The history, Member countries, Objectives, and achievements, Problems of the Niger basin commission - SS3 Commerce Lesson Note
History:
The Niger Basin Commission was established on November 21, 1963, by the riparian countries of the Niger River Basin. These countries recognized the need for joint efforts to manage the shared water resources and address common challenges within the basin.
Member Countries:
The member countries of the Niger Basin Commission are Benin, Burkina Faso, Cameroon, Chad, Côte d'Ivoire, Guinea, Mali, Niger, Nigeria, and Guinea-Bissau. These countries work together as equal partners to ensure sustainable development and management of the Niger River Basin.
Objectives:
The primary objectives of the Niger Basin Commission are to promote integrated water resources management, enhance socioeconomic development, and protect the environment within the Niger River Basin. The commission aims to foster cooperation among member countries, facilitate the equitable and sustainable use of water resources, and promote regional development projects.
Achievements:
The Niger Basin Commission has achieved significant milestones in its efforts to promote cooperation and development in the basin.
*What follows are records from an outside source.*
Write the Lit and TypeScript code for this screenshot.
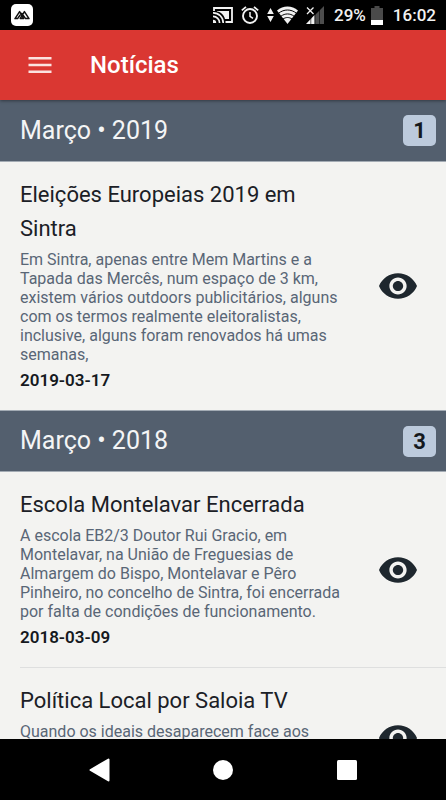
import { LitElement, html, css, nothing } from "lit";
import { customElement, property } from "lit/decorators.js";

interface NewsItem {
  title: string;
  summary: string;
  date?: string;
}

interface NewsMonth {
  label: string;
  count: number;
  items: NewsItem[];
}

const months: NewsMonth[] = [
  {
    label: "Março • 2019",
    count: 1,
    items: [
      {
        title: "Eleições Europeias 2019 em Sintra",
        summary:
          "Em Sintra, apenas entre Mem Martins e a Tapada das Mercês, num espaço de 3 km, existem vários outdoors publicitários, alguns com os termos realmente eleitoralistas, inclusive, alguns foram renovados há umas semanas,",
        date: "2019-03-17",
      },
    ],
  },
  {
    label: "Março • 2018",
    count: 3,
    items: [
      {
        title: "Escola Montelavar Encerrada",
        summary:
          "A escola EB2/3 Doutor Rui Gracio, em Montelavar, na União de Freguesias de Almargem do Bispo, Montelavar e Pêro Pinheiro, no concelho de Sintra, foi encerrada por falta de condições de funcionamento.",
        date: "2018-03-09",
      },
      {
        title: "Política Local por Saloia TV",
        summary: "Quando os ideais desaparecem face aos",
      },
    ],
  },
];

@customElement("status-bar")
export class StatusBar extends LitElement {
  static styles = css`
    :host {
      display: flex;
      flex: none;
      align-items: center;
      height: 30px;
      box-sizing: border-box;
      padding: 0 10px 0 11px;
      background: #000;
      color: #f2f2f2;
      font-size: 17px;
      line-height: 20px;
      font-weight: 500;
    }
    svg {
      display: block;
      flex: none;
    }
    .tray {
      display: flex;
      align-items: center;
      gap: 8px;
      margin-left: auto;
    }
    .network {
      display: flex;
      align-items: center;
      gap: 3px;
    }
    .level {
      display: flex;
      align-items: center;
      gap: 5px;
      padding: 0 2px;
    }
  `;

  render() {
    return html`
      <svg width="22" height="22" viewBox="0 0 22 22" aria-hidden="true">
        <rect width="22" height="22" rx="5" fill="#fff" />
        <path d="M4 14.6 8.6 7.6 12.6 14.6H9.2L13.4 7.6 18 14.6H14.6L10.8 9.4M4 14.6H6.6L9 11.2" fill="none" stroke="#111" stroke-width="1.5" stroke-linejoin="round" stroke-linecap="round" />
      </svg>
      <div class="tray">
        <svg width="20" height="16" viewBox="0 0 20 16" fill="none" stroke="#f2f2f2" aria-hidden="true">
          <path d="M1 4V1H19V15H12.5" stroke-width="1.8" />
          <path d="M4 4H16V12H12C11 8 8 5 4 4.5Z" fill="#f2f2f2" stroke="none" />
          <path d="M0 5.8A10 10 0 0 1 10.2 16M0 9.4A6.5 6.5 0 0 1 6.6 16" stroke-width="1.7" />
          <path d="M0 12.8A3.2 3.2 0 0 1 3.2 16H0Z" fill="#f2f2f2" stroke="none" />
        </svg>
        <svg width="18" height="18" viewBox="0 0 18 18" fill="none" stroke="#f2f2f2" aria-hidden="true">
          <circle cx="9" cy="10" r="7" stroke-width="1.9" />
          <path d="M9 6V10.4L12 12.4" stroke-width="1.5" />
          <path d="M.8 4.4 5 .9M17.2 4.4 13 .9" stroke-width="1.8" />
        </svg>
        <div class="network">
          <svg width="7" height="14" viewBox="0 0 7 14" fill="#f2f2f2" aria-hidden="true">
            <path d="M3.5 0 6.8 6H.2ZM3.5 14 .2 8H6.8Z" />
          </svg>
          <svg width="21" height="18" viewBox="0 0 21 18" aria-hidden="true">
            <path d="M0 4.6C6-.9 15-.9 21 4.6L10.5 18Z" fill="#f2f2f2" />
            <path d="M1.5 7.3C7 2.9 14 2.9 19.5 7.3M4 10.2C8 7.2 13 7.2 17 10.2M6 13C9 11 12 11 15 13" fill="none" stroke="#000" stroke-width="1" />
          </svg>
        </div>
        <svg width="18" height="18" viewBox="0 0 18 18" aria-hidden="true">
          <path d="M18 0V18H8V10Z" fill="#4d4d4d" />
          <path d="M8.5 9V18H0Z" fill="#f2f2f2" />
          <path d="M1 1.5 7.5 8M7.5 1.5 1 8" stroke="#f2f2f2" stroke-width="1.3" />
          <path d="M4.8 12V18M9 8V18M13.5 3V18" stroke="#000" stroke-width=".6" />
        </svg>
        <div class="level">
          <span>29%</span>
          <svg width="12" height="19" viewBox="0 0 12 19" aria-hidden="true">
            <path d="M3.5 0H8.5V2H12V19H0V2H3.5Z" fill="#4a4a4a" />
            <path d="M0 14H12V19H0Z" fill="#fff" />
          </svg>
        </div>
        <time>16:02</time>
      </div>
    `;
  }
}

@customElement("news-item")
export class NewsItemRow extends LitElement {
  @property({ attribute: false }) item!: NewsItem;

  static styles = css`
    :host {
      display: block;
    }
    .row {
      display: flex;
      min-height: 139px;
    }
    .text {
      flex: 1;
      min-width: 0;
      padding: 16px 0 20px;
    }
    h3,
    p {
      margin: 0;
    }
    .title {
      font-size: 22px;
      line-height: 34px;
      font-weight: 400;
      color: #1b2026;
    }
    .summary {
      margin-top: 4px;
      font-size: 16px;
      line-height: 19px;
      color: #596676;
    }
    .date {
      display: block;
      margin-top: 6px;
      font-size: 17px;
      line-height: 20px;
      font-weight: 600;
      color: #15191e;
    }
    .view {
      display: flex;
      flex: none;
      align-items: center;
      justify-content: center;
      width: 96px;
      padding: 0;
      border: 0;
      background: none;
      color: #1e272e;
      cursor: pointer;
    }
  `;

  render() {
    const { title, summary, date } = this.item;
    return html`
      <article class="row">
        <div class="text">
          <h3 class="title">${title}</h3>
          <p class="summary">${summary}</p>
          ${date ? html`<time class="date" datetime=${date}>${date}</time>` : nothing}
        </div>
        <button class="view" type="button" aria-label="Ver notícia">
          <svg width="38" height="26" viewBox="32 104 448 304" fill="currentColor" aria-hidden="true">
            <path d="M256 105c-101.8 0-188.4 62.4-224 151 35.6 88.6 122.2 151 224 151s188.4-62.4 224-151c-35.6-88.6-122.2-151-224-151zm0 251.7c-56 0-101.8-45.3-101.8-100.7S200 155.3 256 155.3 357.8 200.6 357.8 256 312 356.7 256 356.7zm0-161.1c-33.6 0-61.1 27.2-61.1 60.4s27.5 60.4 61.1 60.4 61.1-27.2 61.1-60.4-27.5-60.4-61.1-60.4z" />
          </svg>
        </button>
      </article>
    `;
  }
}

@customElement("app-root")
export class AppRoot extends LitElement {
  static styles = css`
    :host {
      display: flex;
      flex-direction: column;
      height: 100vh;
      overflow: hidden;
      background: #f3f3f1;
      font-family: Roboto, "Liberation Sans", sans-serif;
    }
    h1,
    h2 {
      margin: 0;
    }
    button {
      display: flex;
      align-items: center;
      justify-content: center;
      padding: 0;
      border: 0;
      background: none;
      cursor: pointer;
    }
    .toolbar {
      display: flex;
      flex: none;
      align-items: center;
      gap: 26px;
      height: 70px;
      padding: 0 16px;
      background: #da3732;
      color: #fff;
      box-shadow: 0 1px 3px rgba(0, 0, 0, 0.4);
      z-index: 1;
    }
    .menu {
      width: 48px;
      height: 48px;
      color: #fbe3e1;
    }
    .heading {
      font-size: 24px;
      line-height: 32px;
      font-weight: 500;
    }
    .feed {
      flex: 1;
      min-height: 0;
      overflow-y: auto;
      scrollbar-width: none;
    }
    .month {
      display: flex;
      align-items: center;
      justify-content: space-between;
      height: 62px;
      box-sizing: border-box;
      padding: 0 10px 0 20px;
      border-bottom: 1px solid #a3abb4;
      background: #535f6e;
    }
    section + section .month {
      border-top: 1px solid #a3abb4;
    }
    .label {
      font-size: 25px;
      line-height: 32px;
      font-weight: 400;
      color: #f4f5f6;
    }
    .count {
      min-width: 33px;
      border-radius: 5px;
      background: #bccadc;
      color: #15191e;
      font-size: 22px;
      line-height: 31px;
      font-weight: 700;
      text-align: center;
    }
    .item {
      margin-left: 20px;
    }
    .item + .item {
      border-top: 1px solid #dedfdf;
    }
    .nav {
      display: grid;
      grid-template-columns: repeat(3, 1fr);
      flex: none;
      height: 61px;
      padding: 0 37px;
      background: #000;
    }
  `;

  render() {
    return html`
      <status-bar></status-bar>
      <header class="toolbar">
        <button class="menu" type="button" aria-label="Menu">
          <svg width="24" height="16" viewBox="0 0 24 16" fill="currentColor" aria-hidden="true">
            <path d="M.5 0H23.5V2.6H.5ZM.5 6.7H23.5V9.3H.5ZM.5 13.4H23.5V16H.5Z" />
          </svg>
        </button>
        <h1 class="heading">Notícias</h1>
      </header>
      <main class="feed">
        ${months.map(
          (month) => html`
            <section>
              <div class="month">
                <h2 class="label">${month.label}</h2>
                <span class="count">${month.count}</span>
              </div>
              ${month.items.map((item) => html`<news-item class="item" .item=${item}></news-item>`)}
            </section>
          `,
        )}
      </main>
      <nav class="nav" aria-label="Sistema">
        <button type="button" aria-label="Voltar">
          <svg width="21" height="24" viewBox="0 0 21 24" aria-hidden="true">
            <path d="M19.5 1.5V22.5L1.5 12Z" fill="#fff" stroke="#fff" stroke-width="2" stroke-linejoin="round" />
          </svg>
        </button>
        <button type="button" aria-label="Início">
          <svg width="20" height="20" viewBox="0 0 20 20" aria-hidden="true">
            <circle cx="10" cy="10" r="10" fill="#fff" />
          </svg>
        </button>
        <button type="button" aria-label="Recentes">
          <svg width="20" height="20" viewBox="0 0 20 20" aria-hidden="true">
            <rect width="20" height="20" rx="1.5" fill="#fff" />
          </svg>
        </button>
      </nav>
    `;
  }
}
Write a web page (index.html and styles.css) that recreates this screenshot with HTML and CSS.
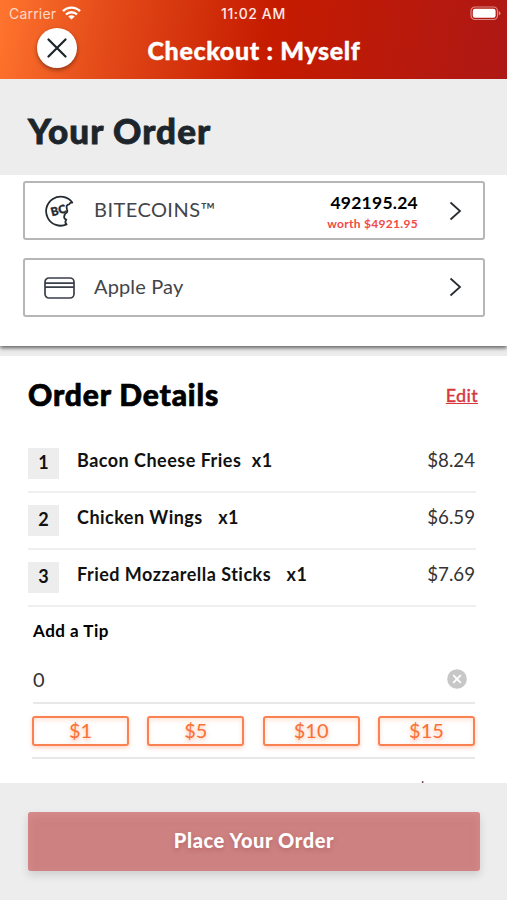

Some notable achievements include the establishment of a legal framework for water resources management, the implementation of projects for flood control and irrigation, the development of basin-wide environmental monitoring systems, and the promotion of sustainable agriculture and fisheries within the basin. The commission has also facilitated the sharing of data and information among member countries, which is crucial for informed decision-making.
Problems:
The Niger Basin Commission faces several challenges in its mission. One of the key problems is the increasing pressure on water resources due to population growth, urbanization, and climate change. This puts strain on the availability and quality of water, affecting agriculture, livelihoods, and ecosystems within the basin. Additionally, conflicts over water use, limited financial resources, inadequate infrastructure, and coordination issues among member countries pose challenges to the effective implementation of development projects and initiatives.